While nothing is set in stone, App-owners can do a lot to give their Apps an advantage in the market if they thoroughly understand its dynamics, and user-psyche. Utilize this knowledge to prioritize that which creates most value, ensures user satisfaction, and drives the sales. Come up with a combination of features, third party integrations, a marketing plan, and revenue model that is sure to address most (if not all) the barriers.
Tell us about your experiences. What worked for you? Did you notice the user ratings affect your downloads in any way?
2 thoughts on “User Ratings & Revenue Model – Key Success Factors For Your App”
A lot. It affects the app’s rank and thus its visibility. A high ranking app means more visibility in search results and generally which means more changes of getting discovered and increase in the number of installs.
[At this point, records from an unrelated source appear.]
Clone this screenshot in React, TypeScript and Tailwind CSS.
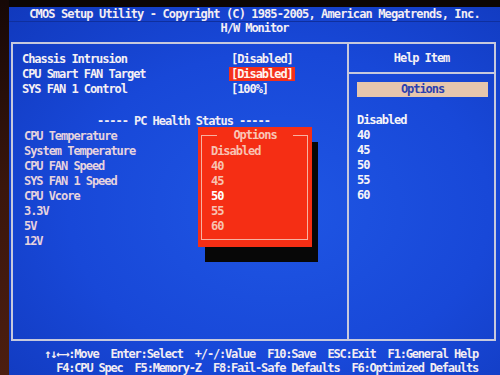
import React from "react"

// BIOS "H/W Monitor" screen, photographed
const settings = [
  { label: "Chassis Intrusion", value: "[Disabled]", active: false },
  { label: "CPU Smart FAN Target", value: "[Disabled]", active: true },
  { label: "SYS FAN 1 Control", value: "[100%]", active: false },
]

const health = [
  "CPU Temperature",
  "System Temperature",
  "CPU FAN Speed",
  "SYS FAN 1 Speed",
  "CPU Vcore",
  "3.3V",
  "5V",
  "12V",
]

const options = ["Disabled", "40", "45", "50", "55", "60"]

const App = () => {
  return (
    <div className="w-[500px] h-[375px] overflow-hidden flex bg-[#120604] font-['DejaVu_Sans_Mono','Liberation_Mono',monospace] font-bold text-[12px] tracking-[-1.05px] leading-[15px] whitespace-pre">
      {/* monitor bezel, left */}
      <div className="w-[9px] shrink-0 bg-gradient-to-b from-[#160806] via-[#3a160c] to-[#4c1e10]" />

      <div className="flex-1 flex flex-col">
        {/* bezel, top */}
        <div className="h-[7px] bg-[#0c0604]" />

        {/* screen */}
        <div className="flex-1 flex flex-col bg-[radial-gradient(ellipse_at_55%_55%,#1f56e4_0%,#1848d8_55%,#1139bd_100%)]">
          {/* Title */}
          <div className="h-[15px] leading-[14px] text-center text-[#f3edf3] tracking-[-0.88px] border-b border-[#0f2f9e]">
            CMOS Setup Utility - Copyright (C) 1985-2005, American Megatrends, Inc.
          </div>
          <div className="h-[13px] leading-[13px] text-center text-[#f3eef5]">H/W Monitor</div>

          {/* Main box */}
          <div className="relative mt-[7px] ml-[2px] mr-[4px] h-[299px] border-2 border-[#c7c9dd] flex">
            {/* Left panel */}
            <div className="w-[336px] shrink-0 border-r-2 border-[#c7c9dd] pt-[8px] pl-[9px]">
              {settings.map((s) => (
                <div key={s.label} className="flex h-[15px]">
                  <div className="w-[209px] text-[#f5f0f4]">{s.label}</div>
                  <div
                    className={
                      s.active
                        ? "-ml-[2px] px-[2px] h-[14px] leading-[14px] bg-[#f4301a] text-[#fff4f0]"
                        : "text-[#f5f0f4]"
                    }
                  >
                    {s.value}
                  </div>
                </div>
              ))}
              <div className="h-[17px]" />
              <div className="h-[15px] pl-[75px] text-[#f1edf5]">----- PC Health Status -----</div>
              {health.map((h) => (
                <div key={h} className="h-[15px] pl-[2px] text-[#e6d3de]">
                  {h}
                </div>
              ))}
            </div>

            {/* Right panel */}
            <div className="flex-1 flex flex-col">
              <div className="h-[30px] leading-[28px] border-b-2 border-[#c7c9dd] text-center text-[#f5f1f6]">
                Help Item
              </div>
              <div className="mt-[8px] ml-[8px] mr-[6px] h-[15px] bg-[#e6c6ad] text-center text-[#2c3fae]">
                Options
              </div>
              <div className="mt-[16px] pl-[8px] text-[#f7f4f8]">
                {options.map((o) => (
                  <div key={o} className="h-[15px]">
                    {o}
                  </div>
                ))}
              </div>
            </div>

            {/* Options popup shadow */}
            <div className="absolute left-[192px] top-[98px] w-[113px] h-[120px] bg-[#070707]" />

            {/* Options popup */}
            <div className="absolute left-[185px] top-[83px] w-[114px] h-[120px] bg-[#f52e14]">
              <div className="absolute left-[3px] top-[8px] right-[4px] bottom-[7px] border border-[#f7b2a2]" />
              <div className="absolute left-0 right-0 top-[1px] flex justify-center">
                <span className="px-[16px] h-[15px] bg-[#f52e14] text-[#f9c5b6]">Options</span>
              </div>
              <div className="relative pt-[17px] pl-[13px]">
                {options.map((o) => (
                  <div key={o} className={o === "50" ? "h-[15px] text-[#ffffff]" : "h-[15px] text-[#f8c2b2]"}>
                    {o}
                  </div>
                ))}
              </div>
            </div>
          </div>

          {/* Key help */}
          <div className="mt-[6px] pr-[22px] text-right text-[#f2ecf2] leading-[14px] tracking-[-1.2px]">
            <div className="h-[14px]">↑↓←→:Move  Enter:Select  +/-/:Value  F10:Save  ESC:Exit  F1:General Help</div>
            <div className="h-[14px]">F4:CPU Spec  F5:Memory-Z  F8:Fail-Safe Defaults  F6:Optimized Defaults</div>
          </div>
        </div>
      </div>
    </div>
  )
}

export default App
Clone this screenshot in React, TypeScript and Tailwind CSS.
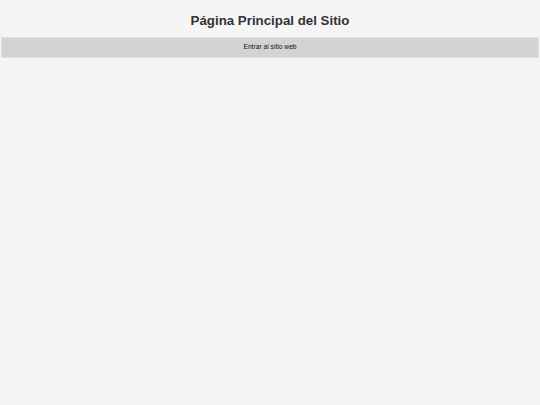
export default function App() {
  return (
    <div className="min-h-[405px] bg-[#f5f5f5] font-['Liberation_Sans',Arial,sans-serif]">
      <h1 className="pt-[12px] pb-[8px] text-center text-[13.3px] font-bold leading-[17px] text-[#333]">
        Página Principal del Sitio
      </h1>
      <div className="mx-px flex h-[21px] items-center justify-center border border-[#e0e0e0] bg-[#d3d3d3] text-[6.7px] text-[#111]">
        Entrar al sitio web
      </div>
    </div>
  );
}
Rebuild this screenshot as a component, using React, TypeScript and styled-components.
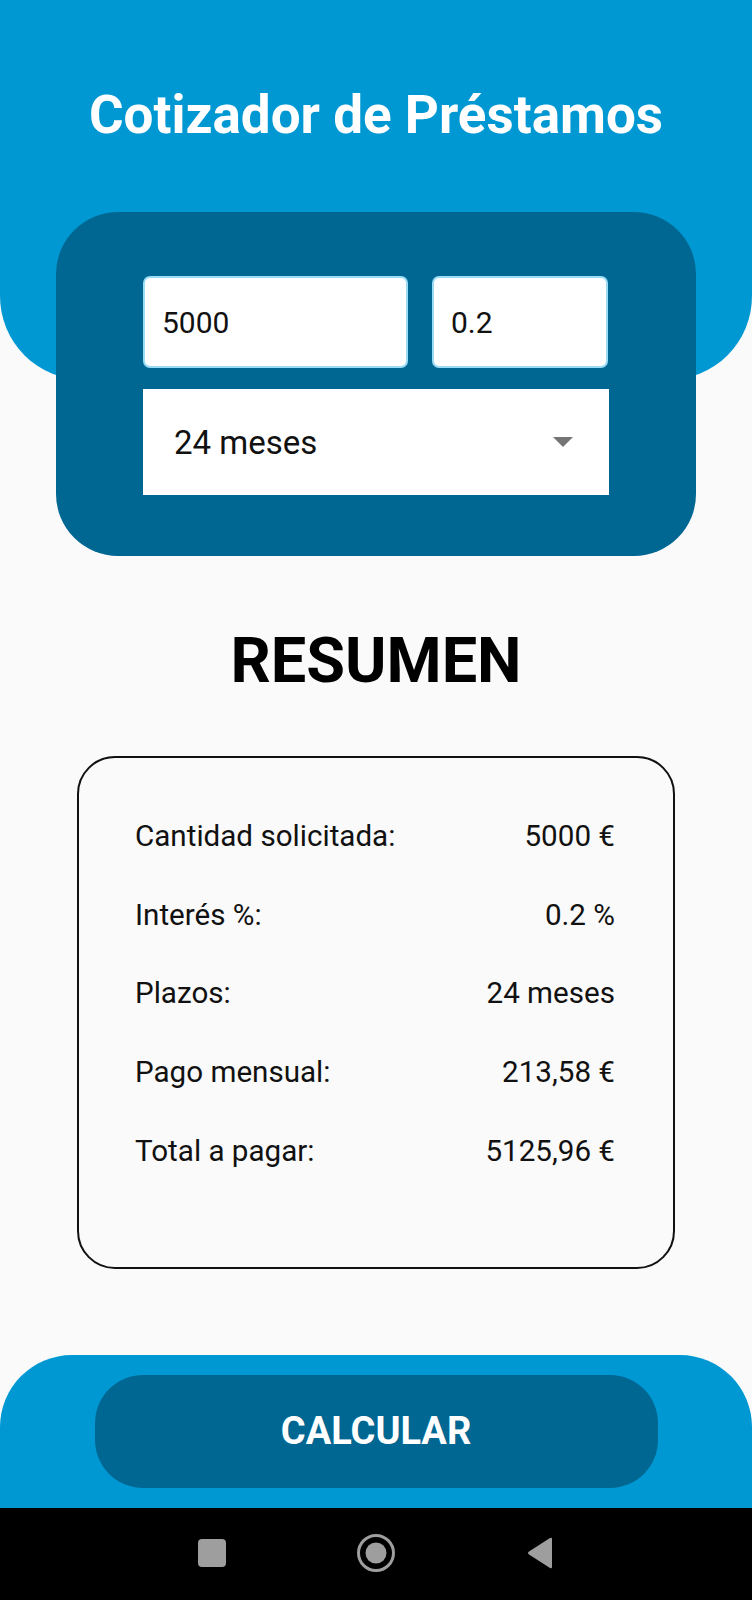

People usually get to apps by searching for a keyword or going to the category page or seeing what’s new. The results for all of these take ratings into consideration with the other criteria like relevance to the search term.
So if you have a higher rating, it is more likely that a person looking for an app will find your app on the App Store and install it.
Agreed. User’s must make reviews and ratings an important part of their activities after publishing their apps, since this is the only sure shot way of increasing revenues in the long run.